# Fortis One Hand 24 Hour Watch



## JoT (Aug 12, 2003)

Fortis have announced a limited edition one-handed 24-hour watch; with a second hand







( I suppose it is useful for timing things







).

Runs on a modified ETA 2824 and comes on rubber, leather or steel.

I like it


----------



## JoT (Aug 12, 2003)

Heres the picture ... I hope


----------



## JoT (Aug 12, 2003)

I don't understand







why there are two pictures now


----------



## rhaythorne (Jan 12, 2004)

When you "attach" an image it appears at the bottom of the post, although you don't see it in the preview. So I guess maybe you attached the image to both of your posts?

Mind you, I got a double post in the quartz forum earlier just before it all went "boom"!


----------



## rhaythorne (Jan 12, 2004)

I love the way Fortis colour the whole of the hands (or in this case, hand!) rather than have a kind of outline filled with lume.

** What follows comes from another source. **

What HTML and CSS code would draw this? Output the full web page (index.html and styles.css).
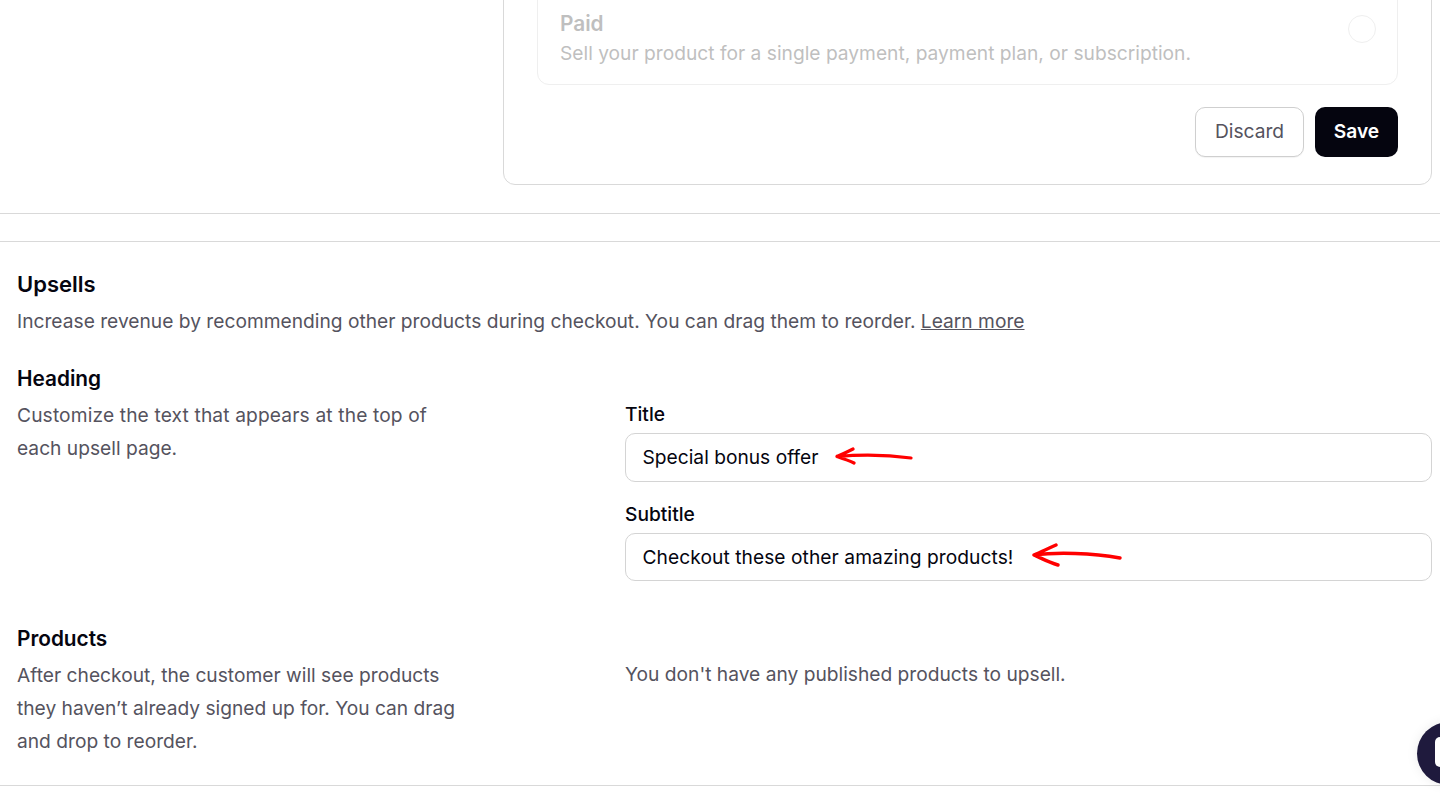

It's what I like so much about some of their Cosmonaut range.


----------



## MIKE (Feb 23, 2003)

It would be nice as a "normal" 24 hour watch, with two hands









Not to sure about these one handed watches









MIKE..


----------



## mach 0.0013137 (Jan 10, 2005)

MIKE said:


> It would be nice as a "normal" 24 hour watch, with two hands
> 
> 
> 
> ...


I appreciate that they can be a bit strange but they have a charm all their own







I own one Roys wonderful RLT-13s by the way


----------



## adrian (May 23, 2004)

I like it


----------



## Stan (Aug 7, 2003)

Red seconds hand.


----------



## JoT (Aug 12, 2003)

I am still trying to figure out the point of the second hand







unless you want to time things in 1/96th or 1/288th of a minute intervals


----------



## rhaythorne (Jan 12, 2004)

Perhaps it's one of those that's mainly intended to show that the watch is running. After all, the single 24-hour hand will be moving v e r y slowly.


----------



## Stan (Aug 7, 2003)

Maybe they thought some people would feel more comfortable seeing real time proof the watch is working?


----------



## JoT (Aug 12, 2003)

I have just noticed that it is a 12 hour watch


----------



## adrian (May 23, 2004)

I just wanted to say that is the first 24hrs single handed watch I ever saw.


----------



## rhaythorne (Jan 12, 2004)

So it is! I don't see how you can reliably tell the time on it at all now


----------



## Roy (Feb 23, 2003)

It is not a true 24 Hour watch, I just realised.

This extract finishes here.